L’agence de l’eau soutient le projet Rexcor en partenariat avec le Parc des Calanques (Bouches-du-Rhône) qui a installé des récifs artificiels dans les fonds de la calanque de Cortiou, à proximité de Marseille. Les animaux fixés, les éponges et les algues se réinstallent, en quantités différentes selon la proximité avec la zone de rejet de la ville. 58 espèces de poissons ou de crustacés sont identifiées dont le homard, la langouste ou le mérou gris. Un million d’euros a été mobilisé pour ce projet dont 70 % financés par l’agence de l’eau.

Autre exemple, depuis 2015 l’institut Paul Ricard sur l’Ile des Embiez (Var) a lancé un programme de restauration des petits fonds côtiers sur les 42 hectares de la lagune du Brusc. Ayant constaté de fortes régressions des herbiers de cymodocée, qui servent de nurseries pour les post-larves de poissons, l’institut a transplanté des boutures issues de zones où l’herbier est en meilleur santé. Par ailleurs, dans les ports, bétonnés, où les post-larves peinent à trouver des abris, la fonction de nurserie a été rétablie grâce à des habitats artificiels. Résultat : la densité de l’herbier transplanté a été multipliée par 1,4 à 3,7 en 3 mois avec une augmentation de la population de poissons dans ces zones. Ce projet SarLab a bénéficié d’une aide de l’agence de l’eau de 650 000 euros.
Le Cap d’Agde (Hérault) vient, quant à lui, d’immerger 32 récifs artificiels en 3D dans l'aire marine protégée de la côte agathoise. Récif’Lab représente un nouveau type d’habitats pour la faune, aux formes proches de leurs équivalents naturels grâce à une impression 3D. Cela permettra de faire baisser la pression sur les sites les plus fragiles : 20 ou 30 plongeurs se trouvent parfois sur une seule « patate » de coralligène !
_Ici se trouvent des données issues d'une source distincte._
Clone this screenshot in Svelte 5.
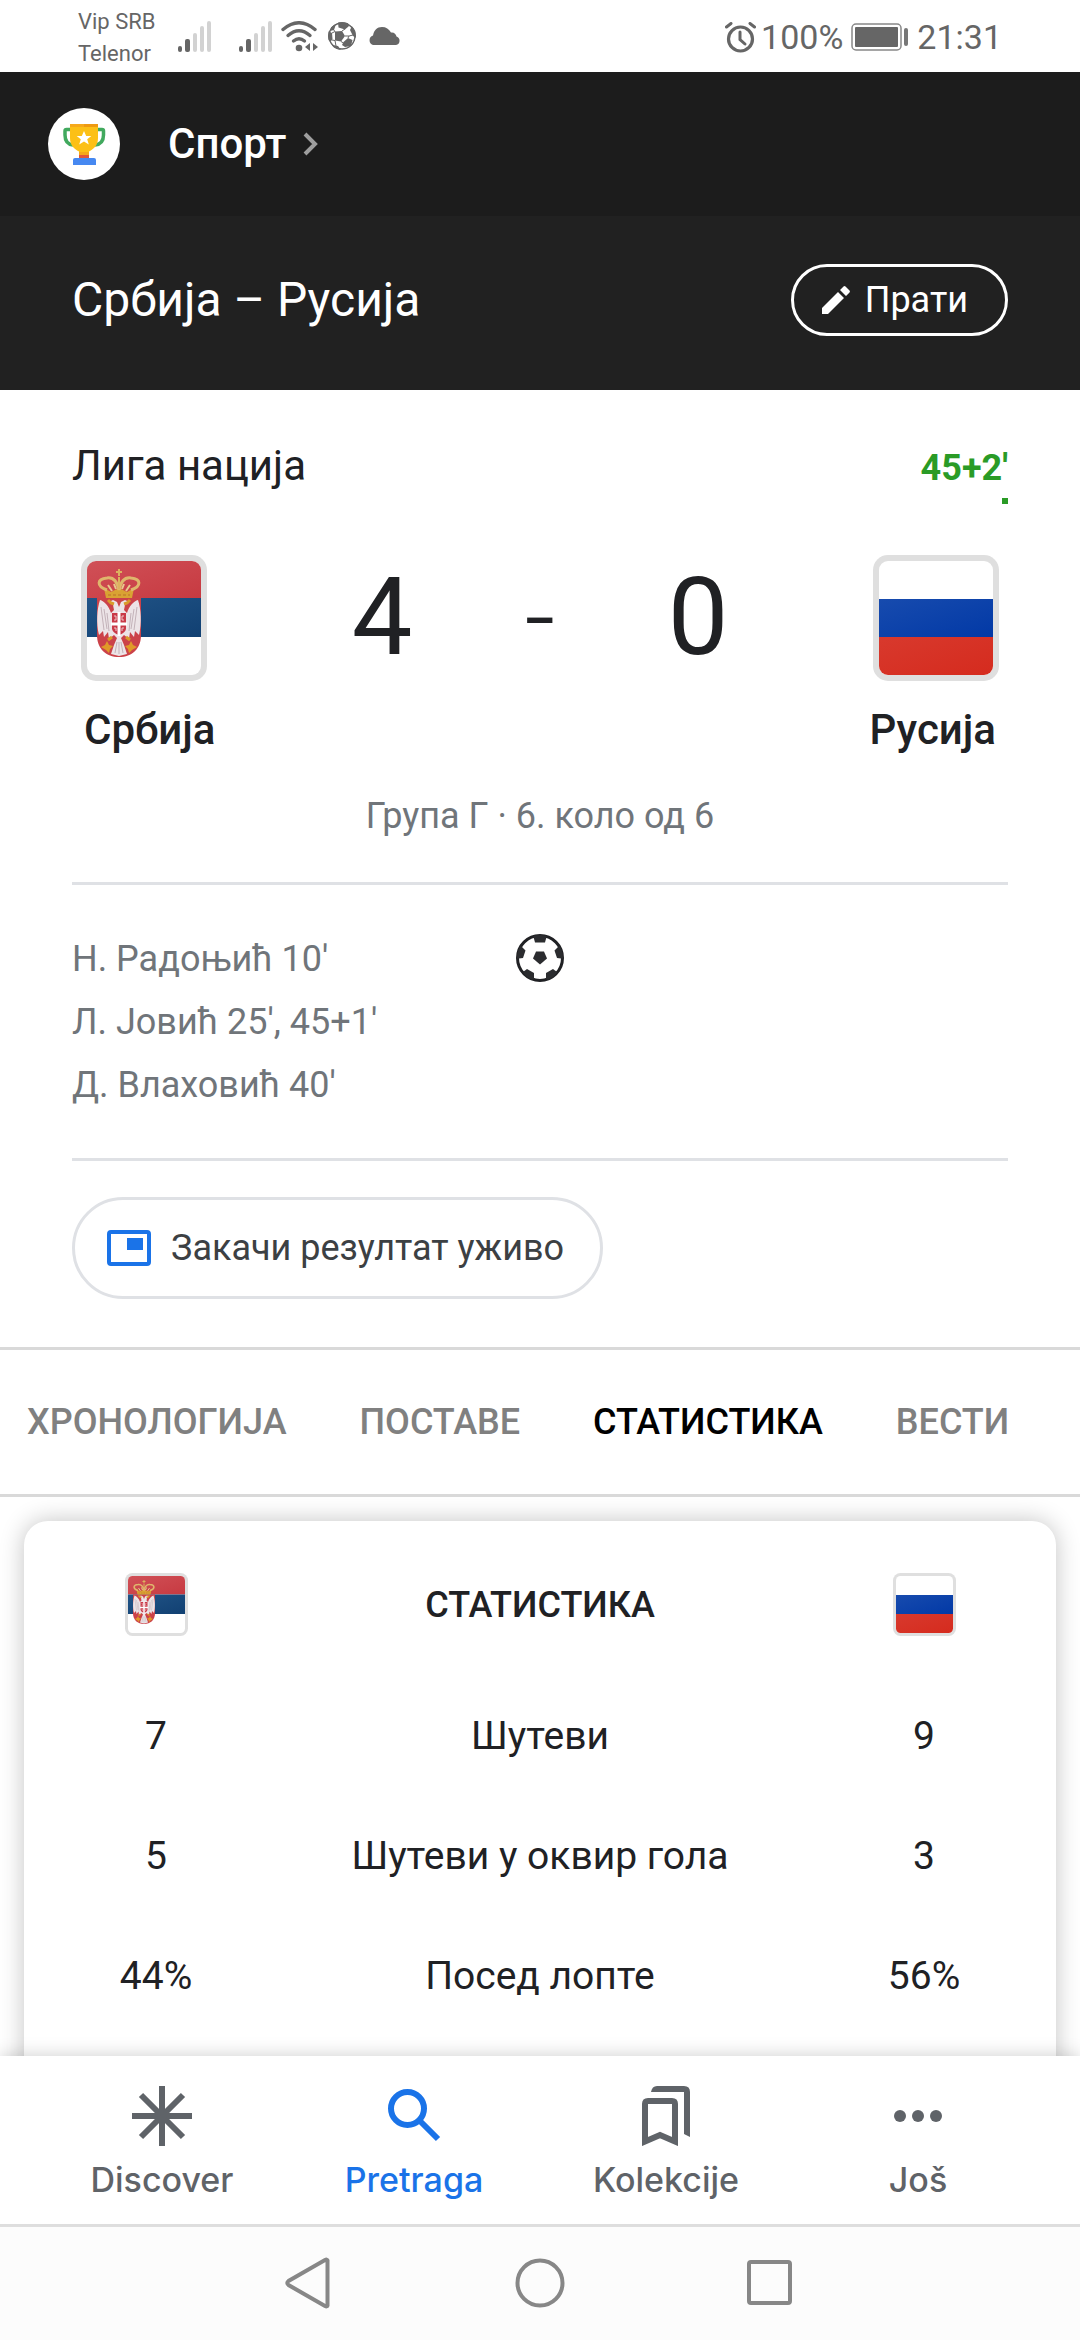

En Corse, la mise en place des dispositifs de nurseries artificielles et d’abris type « biohut » dans les ports de Bonifacio et de Saint Florent contribue à restaurer les fonctionnalités écologiques des petits fonds rocheux et sableux qui ont été dégradés par la construction d'aménagements côtiers. En protégeant les post-larves et les jeunes recrues des prédateurs, les biohut favorisent l'accroissement de la population adulte.
La meilleure connaissance du fonctionnement des petits fonds côtiers qui s’engage offre de nouvelles perspectives pour agir en Méditerranée et améliorer l’efficacité des méthodes et des outils de restauration.

L’agence de l’eau poursuit son action en faveur de la Méditerranée

Sur la période 2013 – 2018, l’agence de l’eau a investi près de 100 M€ par an pour la Méditerranée dont près de 70 % pour lutter contre la pollution et 20 % pour restaurer les zones humides littorales et les fonctions écologiques du milieu marin. Les 10 % restants vont à la connaissance et la surveillance.
Le nouveau programme d’intervention 2019 – 2024 maintient ses moyens pour préserver et restaurer les écosystèmes marins.
« Nous allons tout d’abord développer la connaissance des milieux marins. Parce qu’ils sont plus vastes, mobiles et profonds que les milieux continentaux, l’impact biologique des différentes perturbations reste à approfondir. La deuxième priorité est de réduire les pollutions par temps de pluie et de favoriser l’installation de zones de mouillages adaptées pour préserver les herbiers de Posidonie sur 25% de la surface soumises à des dégradations par les ancres de bateaux. Enfin, maintenant que la qualité de l’eau s’est améliorée, il faut faciliter la restauration des milieux marins et aider la nature à reconquérir le terrain » indique Laurent Roy, directeur général de l’agence de l’eau Rhône Méditerranée Corse.

1eaux côtières : moins de 2 km du bord de mer (1 mile marin)
2bon état chimique : les substances surveillées pour évaluer la qualité chimique sont, en particulier, les pesticides, les métaux lourds, les hydrocarbures, les polychlorobiphényles (PCB), etc.
3bon état écologique : pour évaluer l'état écologique, trois types de paramètres sont mesurés : la présence ou non d’invertébrés, de macroalgues, de phytoplancton de plantes à fleurs ; les éléments de qualité physico-chimique comme par exemple, l’oxygène dissous ; la morphologie de la côte et régime des marées.